If you struggle with body confidence, for example, try dimming the lights when you are showering and getting dressed. This helps you to focus on the overall picture instead of seeing every little detail that makes your mind start racing with negative self-talk. As you learn how to build confidence, you will find it easier to expose yourself to things that used to cause you to dread.
When you are learning how to build confidence, it is so important to remember that how you feel about your progress will determine your overall results. If you have a moment, days, or even more extended periods where you fall back into old patterns, don’t get down on yourself. Acknowledge your missteps and your feelings, and get back on the horse. The more time you spend feeling guilty or thinking that you’ve failed, the more it will halt your progress.

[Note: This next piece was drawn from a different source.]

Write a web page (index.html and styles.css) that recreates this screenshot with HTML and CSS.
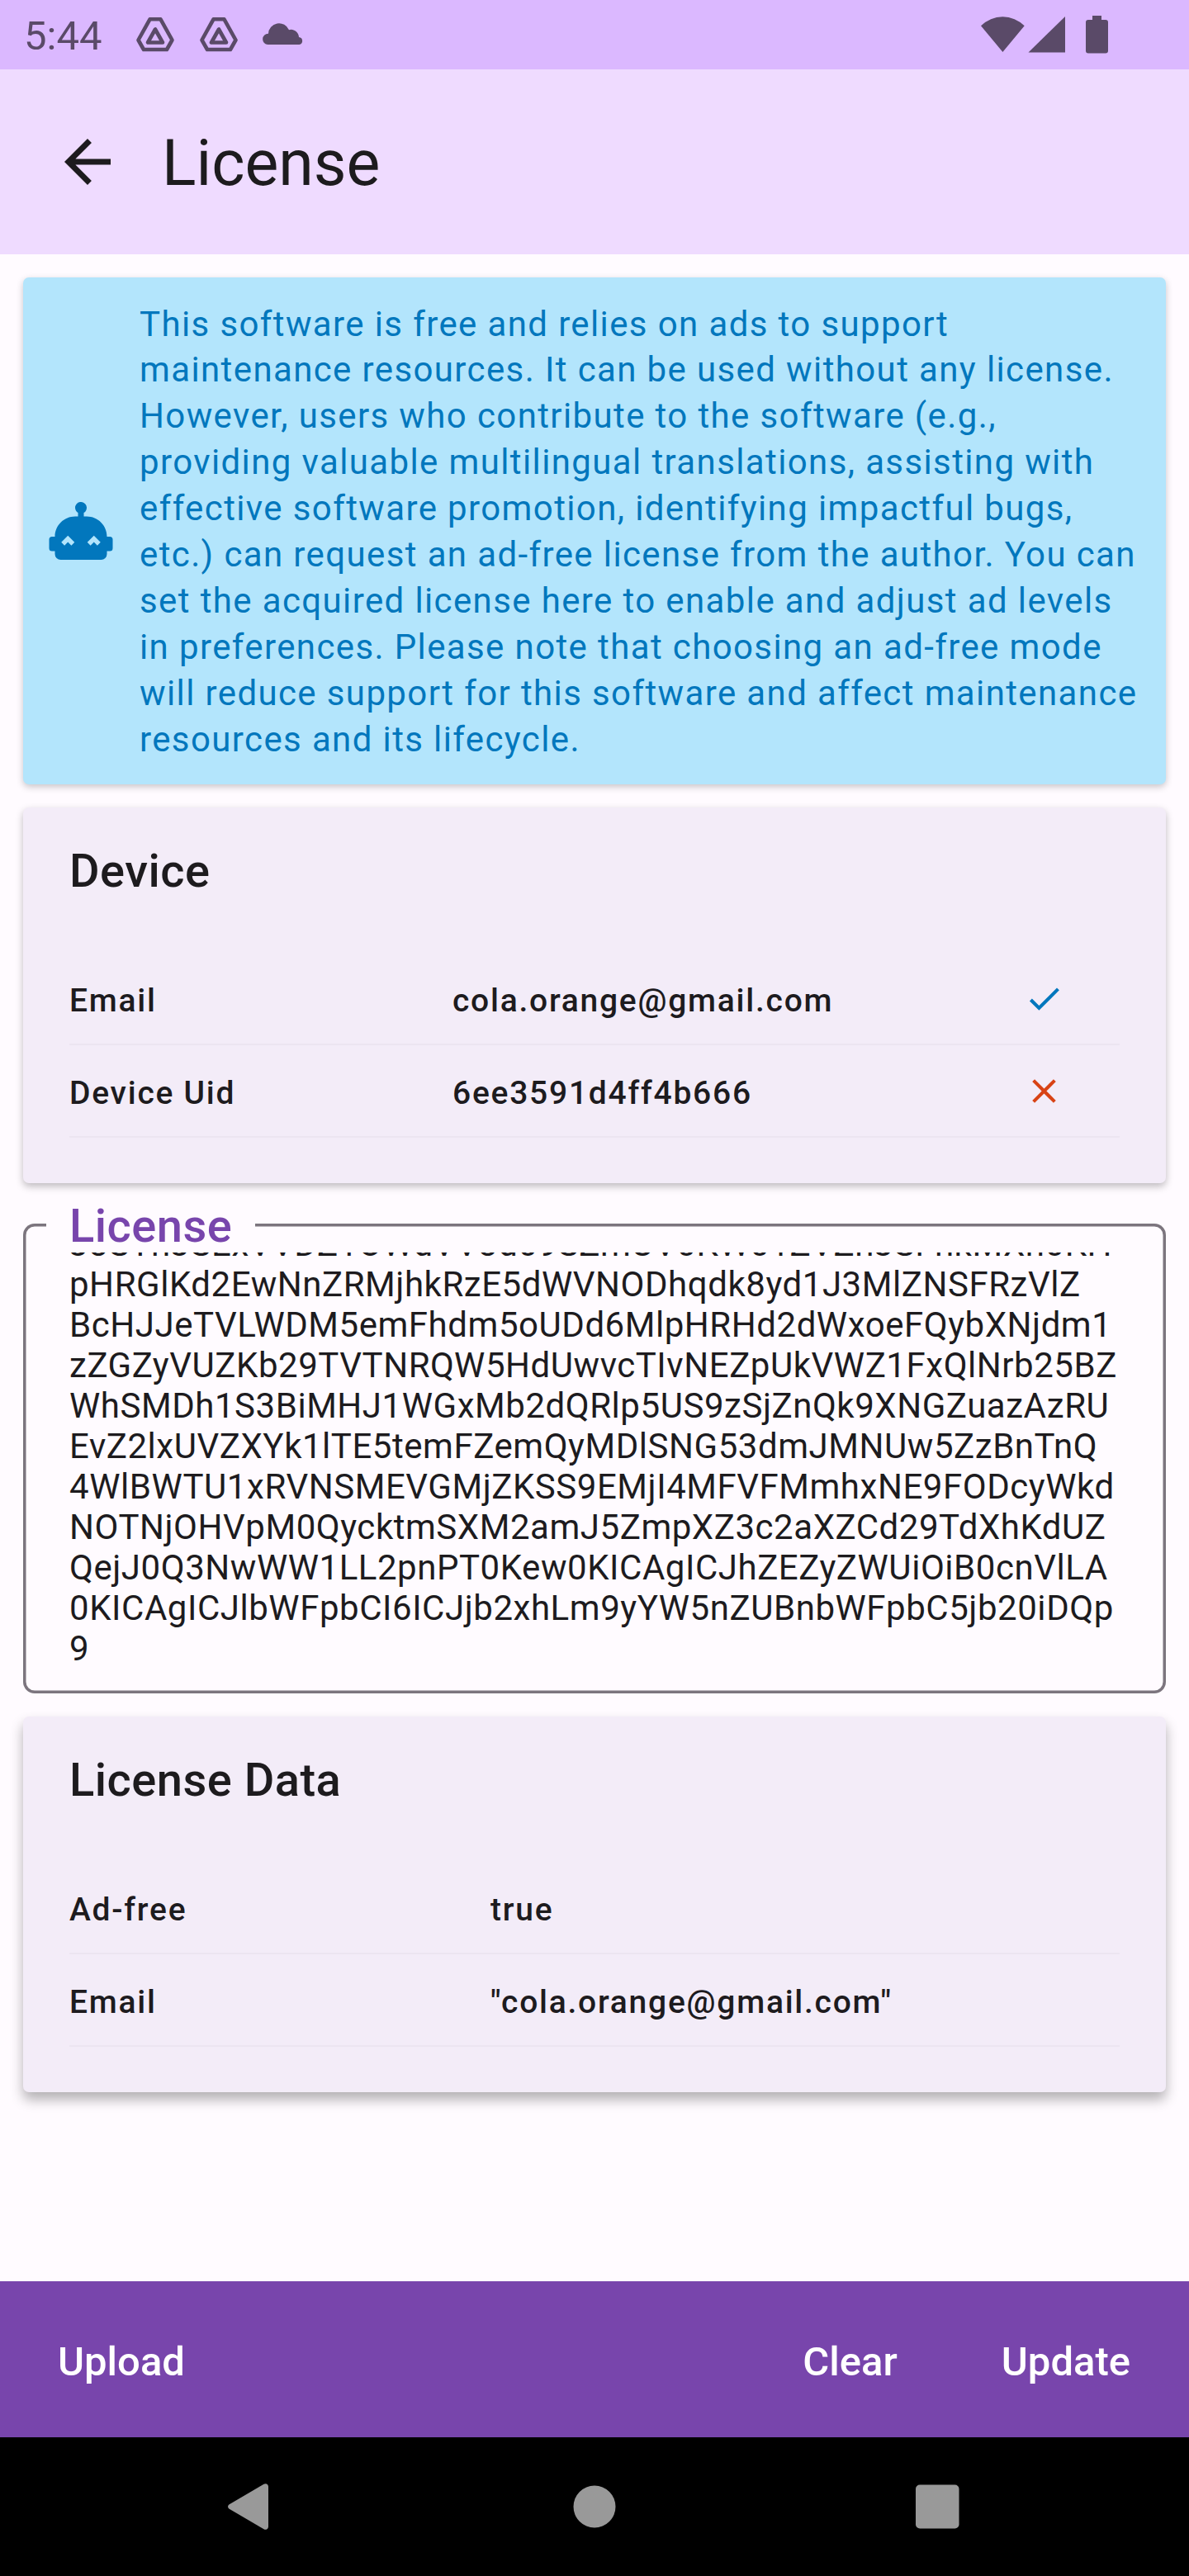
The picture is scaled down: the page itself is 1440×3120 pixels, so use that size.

If you have low self-esteem, it might take you a little build longer to build confidence. Be patient with yourself and your progress.
Practice, practice, practice
If you really want to know how to build confidence, you have to be willing to try. Action is a requirement of change. The more often that you face the things that make you uncomfortable, the more confidence you will have, as long as you approach the process with the right attitude. Any mistakes that you make (and you will make them) should be seen as proof that you can make it through, even when things don’t go smoothly.
Continue to read or listen to self-confidence affirmations every day. They will help keep you from slipping back into negative thought patterns. Practice visualization, in which you see yourself doing things the way you hope to before you do them. Any positive thoughts that you can inject into your life will help build your confidence. But you have to let go of old beliefs, first. Learn how to be more positive.
Letting go of the limiting beliefs that you hold makes space for new, positive thoughts. Don’t be afraid to get help from a counselor or a therapist to help you work through any obstacles in your past, your habits, or thought processes that are dampening your confidence. Go back as often as you need to, or whenever you feel like you’re losing confidence.
Remember that you’re valuable. The fact that you’re one of a kind, alone, makes you priceless. Once you learn how to build confidence, you’ll finally be able to see all the other reasons you are valuable and worthy of all the good things that you desire in this precious life.